Second album des Violent Femmes depuis leur reformation en 2013, l’excellent Hotel Last Resort nous pose même une question fondamentale : et si c’était toujours là un groupe essentiel ?
En 2013, les Violent Femmes, l’un des groupes les plus littéralement extra-ordinaires des années 80, se reformaient. Les premières écoutes de We can do anything, leur album de 2016, nous avaient filé un sacré coup de bourdon : nos Violent Femmes adorées – celles des deux premiers albums, inoubliables – étaient de retour, avec ce son si caractéristique (country punk, qu’on appelait ça à l’époque…), avec cette voix tellement reconnaissable de Gordon Gano. Mais, derrière la forme, impeccable, on ne retrouvait plus grand chose de ce maelström de mauvaises vibrations post-adolescentes, de ces dérapages vicieux qui ouvraient des gouffres sous nos pieds, et nous avaient complètement tourneboulés… : un peu plus de 30 ans après le choc inoubliable du premier album, le réveil était sévère. Pourtant, force était de reconnaître que leurs chansons restaient terriblement bien troussées, avec des mélodies qui tenaient la route, des textes hilarants, et même assez d’énergie pour que l’album fasse illusion.

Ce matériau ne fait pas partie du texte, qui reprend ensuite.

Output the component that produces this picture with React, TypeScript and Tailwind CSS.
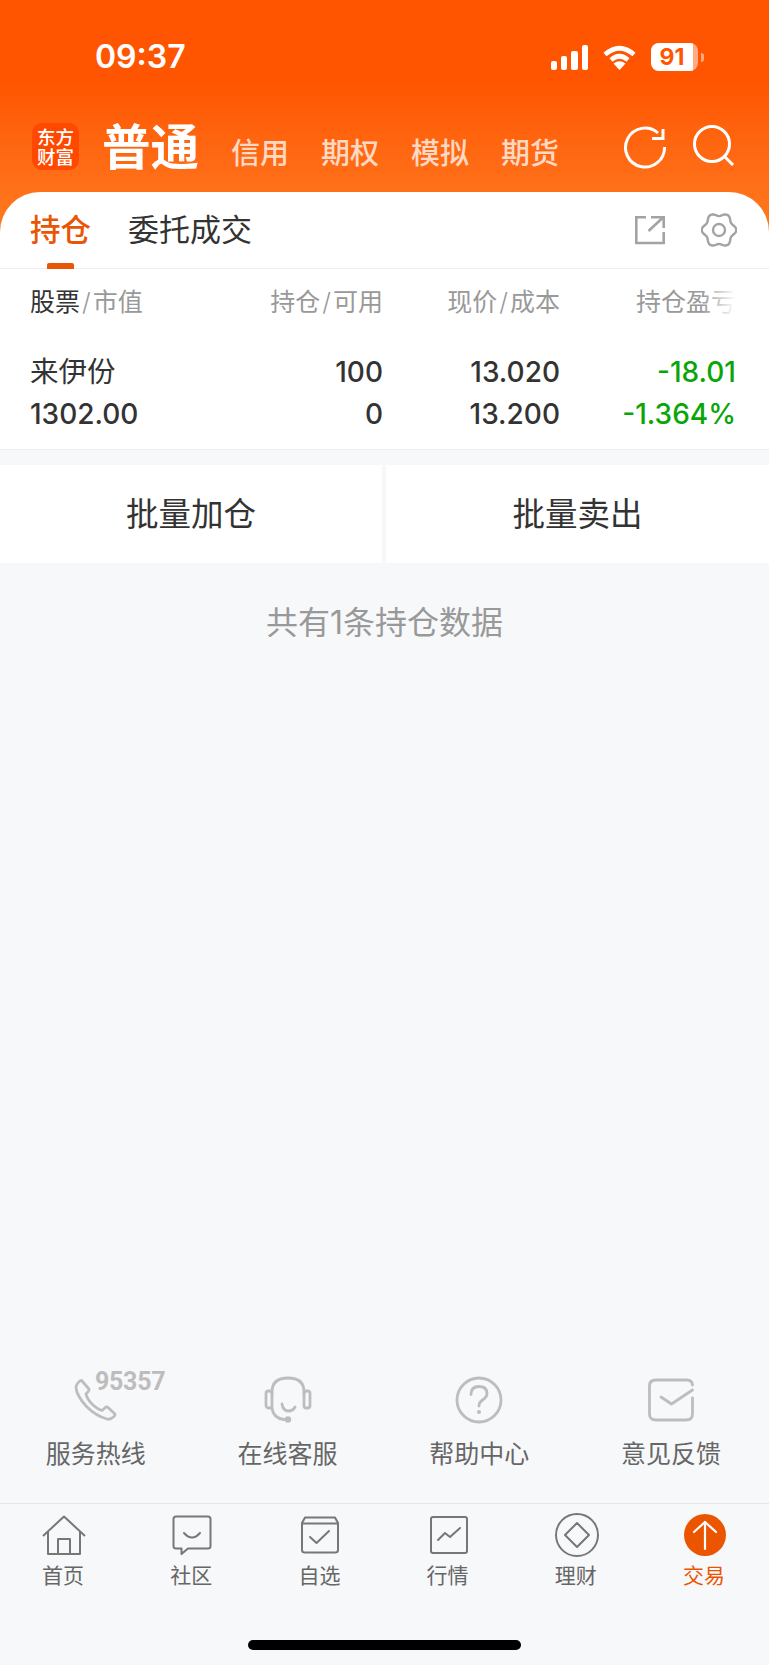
import React from "react";

const Refresh = () => (
  <svg width="44" height="44" viewBox="0 0 44 44" fill="none" stroke="#fff" strokeWidth="3" strokeLinecap="butt" strokeLinejoin="miter">
    <path d="M35 8 A19.5 19.5 0 1 0 41.5 22" />
    <path d="M40 4 V13.5 H29" />
  </svg>
);

const Search = () => (
  <svg width="44" height="44" viewBox="0 0 44 44" fill="none" stroke="#fff" strokeWidth="3">
    <circle cx="20" cy="19" r="17.5" />
    <path d="M32.5 31.5 L41 40" />
  </svg>
);

const ExportIcon = () => (
  <svg width="32" height="30" viewBox="0 0 32 30" fill="none" stroke="#a3a3a3" strokeWidth="2.6">
    <path d="M12 2.3 H2.3 V28 H29.7 V17" />
    <path d="M14.5 16 L29 2.5" />
    <path d="M17 2.3 H29.7 V13" />
  </svg>
);

// six soft lobes round a ring
const gearPath =
  Array.from({ length: 72 }, (_, i) => {
    const a = (i / 72) * Math.PI * 2;
    const r = 15.6 + 1.7 * Math.cos(6 * a);
    return `${i === 0 ? "M" : "L"}${(18 + r * Math.cos(a)).toFixed(2)} ${(18 + r * Math.sin(a)).toFixed(2)}`;
  }).join(" ") + " Z";

const Gear = () => (
  <svg width="36" height="36" viewBox="0 0 36 36" fill="none" stroke="#a3a3a3" strokeWidth="2.4" strokeLinejoin="round">
    <path d={gearPath} />
    <circle cx="18" cy="18" r="6" />
  </svg>
);

const Phone = () => (
  <svg width="44" height="44" viewBox="0 0 44 44" fill="none" stroke="#bdbdbd" strokeWidth="2.8" strokeLinejoin="round">
    <path d="M8 3 L15 11 Q15.5 12.5 12 16 Q13 21 18.5 26.5 Q24 31.5 28 32.5 L32 29 Q33 28.5 34 29.5 L41 36 Q41.5 37 40 38.5 Q36 42 33 41 Q22 38 12.5 28.5 Q3 18 2 10 Q2 6 6 3 Q7.5 2 8 3 Z" />
  </svg>
);

const Headset = () => (
  <svg width="48" height="48" viewBox="0 0 48 48" fill="none" stroke="#bdbdbd" strokeWidth="2.8" strokeLinecap="round">
    <path d="M8 18 V16 Q8 2 24 2 Q40 2 40 16 V18" />
    <path d="M8 32 Q9 42 20 43.5" />
    <rect x="2" y="15" width="6" height="17" rx="2.5" />
    <rect x="40" y="15" width="6" height="17" rx="2.5" />
    <path d="M18 28 Q19 35 24.5 35 Q29 35 31 31" />
    <circle cx="24" cy="43.5" r="3.2" fill="#bdbdbd" stroke="none" />
  </svg>
);

const Help = () => (
  <svg width="48" height="48" viewBox="0 0 48 48" fill="none" stroke="#bdbdbd" strokeWidth="2.8" strokeLinecap="round">
    <circle cx="24" cy="24" r="22" />
    <path d="M16 18.5 Q16 10.5 24 10.5 Q32 10.5 32 17.5 Q32 21 27.5 24 Q24 26.5 24 30" />
    <circle cx="24" cy="36" r="2" fill="#bdbdbd" stroke="none" />
  </svg>
);

const Mail = () => (
  <svg width="48" height="44" viewBox="0 0 48 44" fill="none" stroke="#bdbdbd" strokeWidth="2.8" strokeLinecap="round" strokeLinejoin="round">
    <path d="M45.5 20 V36 Q45.5 42 39 42 H9 Q2.5 42 2.5 36 V8 Q2.5 2 9 2 H40 Q45 2 45.5 7" />
    <path d="M14 19 L24.5 26 L45.5 12" />
  </svg>
);

const Home = () => (
  <svg width="44" height="40" viewBox="0 0 44 40" fill="none" stroke="#777" strokeWidth="2" strokeLinejoin="round">
    <path d="M1 21 L22 1.5 L43 21" />
    <path d="M6 17 V39 H38 V17" />
    <path d="M16 39 V24 H28 V39" />
  </svg>
);

const Chat = () => (
  <svg width="40" height="40" viewBox="0 0 40 40" fill="none" stroke="#777" strokeWidth="2" strokeLinejoin="round" strokeLinecap="round">
    <path d="M4 1.5 H36 Q38.5 1.5 38.5 4 V31 Q38.5 33.5 36 33.5 H16 L9.5 39 V33.5 H4 Q1.5 33.5 1.5 31 V4 Q1.5 1.5 4 1.5 Z" />
    <path d="M12 18 Q20 27 28 18" />
  </svg>
);

const Watch = () => (
  <svg width="38" height="38" viewBox="0 0 38 38" fill="none" stroke="#777" strokeWidth="2" strokeLinejoin="round" strokeLinecap="round">
    <path d="M4 1.5 H34 L37 7 V34 Q37 36.5 34 36.5 H4 Q1 36.5 1 34 V7 Z" />
    <path d="M1 7.5 H37" />
    <path d="M9 21 L15.5 27 L28 15" />
  </svg>
);

const Trend = () => (
  <svg width="38" height="38" viewBox="0 0 38 38" fill="none" stroke="#777" strokeWidth="2" strokeLinejoin="round" strokeLinecap="round">
    <rect x="1" y="1" width="36" height="36" rx="2" />
    <path d="M8 24 L15 17 L20 21 L30 12" />
  </svg>
);

const Diamond = () => (
  <svg width="44" height="44" viewBox="0 0 44 44" fill="none" stroke="#777" strokeWidth="2" strokeLinejoin="round">
    <circle cx="22" cy="22" r="21" />
    <path d="M22 10 L34 22 L22 34 L10 22 Z" />
  </svg>
);

const TradeIcon = () => (
  <div className="flex h-[42px] w-[42px] items-center justify-center rounded-full bg-[#ec5500]">
    <svg width="26" height="32" viewBox="0 0 26 32" fill="none" stroke="#fff" strokeWidth="2.2" strokeLinecap="round" strokeLinejoin="round">
      <path d="M13 3 V30" />
      <path d="M2 13 L13 3 L24 13" />
    </svg>
  </div>
);

const services = [
  { label: "服务热线", icon: <Phone /> },
  { label: "在线客服", icon: <Headset /> },
  { label: "帮助中心", icon: <Help /> },
  { label: "意见反馈", icon: <Mail /> },
];

const tabs = [
  { label: "首页", icon: <Home /> },
  { label: "社区", icon: <Chat /> },
  { label: "自选", icon: <Watch /> },
  { label: "行情", icon: <Trend /> },
  { label: "理财", icon: <Diamond /> },
  { label: "交易", icon: <TradeIcon />, active: true },
];

export default function App() {
  return (
    <div className="flex h-[1665px] w-[769px] flex-col overflow-hidden bg-[#f7f8fa] font-['Inter','Noto_Sans_CJK_SC',sans-serif]">
      {/* orange header */}
      <div className="h-[232px] shrink-0 bg-linear-to-b from-[#ff5500] from-35% to-[#ff7a1f]">
        <div className="flex h-[100px] items-start justify-between pl-[95px] pr-[65px] pt-[38px] text-white">
          <div className="text-[32px] leading-[38px] font-semibold">09:37</div>
          <div className="flex items-center pt-[5px]">
            <svg width="37" height="25" viewBox="0 0 37 25" fill="#fff">
              <rect x="0" y="16" width="6" height="9" rx="2" />
              <rect x="10" y="11" width="6" height="14" rx="2" />
              <rect x="20" y="6" width="7" height="19" rx="2" />
              <rect x="31" y="0" width="6" height="25" rx="2" />
            </svg>
            <svg className="ml-[15px]" width="33" height="25" viewBox="0 0 33 25" fill="none" stroke="#fff" strokeWidth="4.6">
              <path d="M2 9.5 Q16.5 -3 31 9.5" />
              <path d="M8 15 Q16.5 7.5 25 15" />
              <path d="M16.5 25 L10.5 18.5 Q16.5 14 22.5 18.5 Z" fill="#fff" stroke="none" />
            </svg>
            <div className="relative ml-[15px] flex h-[28px] w-[47px] items-center overflow-hidden rounded-[8px] bg-white/50">
              <div className="flex h-full w-[42px] items-center justify-center bg-white text-[23px] leading-none font-bold text-[#ff5500]">91</div>
            </div>
            <div className="ml-[3px] h-[9px] w-[3px] rounded-r-full bg-white/50" />
          </div>
        </div>
        <div className="flex h-[92px] items-start pl-[32px] pr-[33px]">
          <div className="mt-[23px] flex h-[47px] w-[47px] flex-col items-center justify-center rounded-[10px] bg-[#ff4800] text-[18.5px] leading-[20px] font-medium text-white">
            <span>东方</span>
            <span>财富</span>
          </div>
          <div className="ml-[23px] mt-[16px] text-[48.5px] leading-[64px] font-bold text-white">普通</div>
          <div className="ml-[32px] mt-[33px] flex gap-[32px] text-[29px] leading-[42px] font-medium text-white/75">
            <span>信用</span>
            <span>期权</span>
            <span>模拟</span>
            <span>期货</span>
          </div>
          <div className="ml-auto mt-[25px] flex gap-[25px]">
            <Refresh />
            <Search />
          </div>
        </div>
      </div>

      {/* holdings card */}
      <div className="relative -mt-[40px] shrink-0 rounded-t-[40px] bg-white">
        <div className="flex h-[77px] items-start border-b border-[#eeeeee] pl-[30px] pr-[32px] pt-[16px]">
          <div className="relative text-[30.5px] leading-[44px] font-medium text-[#e95504]">
            持仓
            <div className="absolute left-[17px] top-[55px] h-[6px] w-[27px] rounded-t-[2px] bg-[#e95504]" />
          </div>
          <div className="ml-[37px] text-[31px] leading-[44px] text-[#333333]">委托成交</div>
          <div className="ml-auto flex items-center gap-[35px] pt-[4px]">
            <ExportIcon />
            <Gear />
          </div>
        </div>

        <div className="grid grid-cols-[1fr_176px_177px_176px] pl-[30px] pr-[33px] pt-[1px] text-[25px] text-[#999999]">
          <div className="flex h-[65px] items-center">
            <span className="text-[#333333]">股票</span>
            <span className="mx-[2px] font-light">/</span>市值
          </div>
          <div className="flex h-[65px] items-center justify-end">
            持仓<span className="mx-[2px] font-light">/</span>可用
          </div>
          <div className="flex h-[65px] items-center justify-end">
            现价<span className="mx-[2px] font-light">/</span>成本
          </div>
          <div className="relative flex h-[65px] items-center justify-end">
            持仓盈亏
            <div className="absolute right-0 top-0 h-full w-[34px] bg-linear-to-r from-white/0 to-white" />
          </div>
        </div>

        <div className="grid grid-cols-[1fr_176px_177px_176px] border-b border-[#eeeeee] pl-[30px] pr-[33px] pb-[14px] pt-[16px] text-[28px] leading-[42px] font-medium text-[#333333]">
          <div className="text-[28.5px] font-normal">来伊份</div>
          <div className="text-right">100</div>
          <div className="text-right">13.020</div>
          <div className="text-right text-[#09a509]">-18.01</div>
          <div>1302.00</div>
          <div className="text-right">0</div>
          <div className="text-right">13.200</div>
          <div className="text-right text-[#09a509]">-1.364%</div>
        </div>
      </div>

      <div className="mt-[15px] flex h-[98px] shrink-0 justify-between">
        <div className="flex w-[382px] items-center justify-center bg-white pt-[3px] text-[32.5px] text-[#333333]">批量加仓</div>
        <div className="flex w-[383px] items-center justify-center bg-white pt-[3px] text-[32.5px] text-[#333333]">批量卖出</div>
      </div>

      <div className="mt-[38px] text-center text-[32px] leading-[44px] text-[#999999]">共有1条持仓数据</div>

      {/* bottom area */}
      <div className="mt-auto">
        <div className="grid grid-cols-4 border-b border-[#e6e6e6] pb-[31px] pr-[2px]">
          {services.map((s) => (
            <div key={s.label} className="relative flex flex-col items-center">
              <div className="flex h-[50px] w-[50px] items-center justify-center">{s.icon}</div>
              {s.label === "服务热线" && (
                <span className="absolute left-[95px] -top-[7px] font-['Roboto'] text-[25px] leading-[28px] font-bold tracking-[-0.3px] text-[#bdbdbd]">95357</span>
              )}
              <div className="mt-[11px] text-[25px] leading-[36px] text-[#666666]">{s.label}</div>
            </div>
          ))}
        </div>
        <div className="grid h-[161px] grid-cols-6 pt-[8px]">
          {tabs.map((t) => (
            <div key={t.label} className="flex flex-col items-center">
              <div className="flex h-[46px] items-center justify-center">{t.icon}</div>
              <div className={`mt-[2px] -translate-x-px text-[21px] leading-[32px] ${t.active ? "text-[#ec5500]" : "text-[#666666]"}`}>{t.label}</div>
            </div>
          ))}
        </div>
      </div>
      <div className="relative">
        <div className="absolute bottom-[15px] left-[248px] h-[10px] w-[273px] rounded-full bg-black" />
      </div>
    </div>
  );
}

En 2019, sans doute parce que nous n’en avons justement plus, des illusions, cet Hotel Last Resort nous semble d’emblée bien plus aimable : la nostalgie est balayée, nul besoin d’y revenir éternellement. Profitons plutôt de ces rythmes toujours aussi enlevés, de ce son acoustique basique de chez basique, de cette voix incroyable qui énonce des textes la plupart du temps formidablement jouissifs, que la maturité a certes dépouillés de leur angoisse torturante, mais qui savent retrouver encore assez régulièrement des accents de sincérité bouleversants… Comme sur le sublime Paris to Sleep, hommage frémissant et désespéré à notre ville blessée par le terrorisme, où Gano évoque presque Leonard Cohen, c’est dire : « All the horror and the terror may tear us and scare us to sleep / Or it may bear us to Paris where I came to weep… ».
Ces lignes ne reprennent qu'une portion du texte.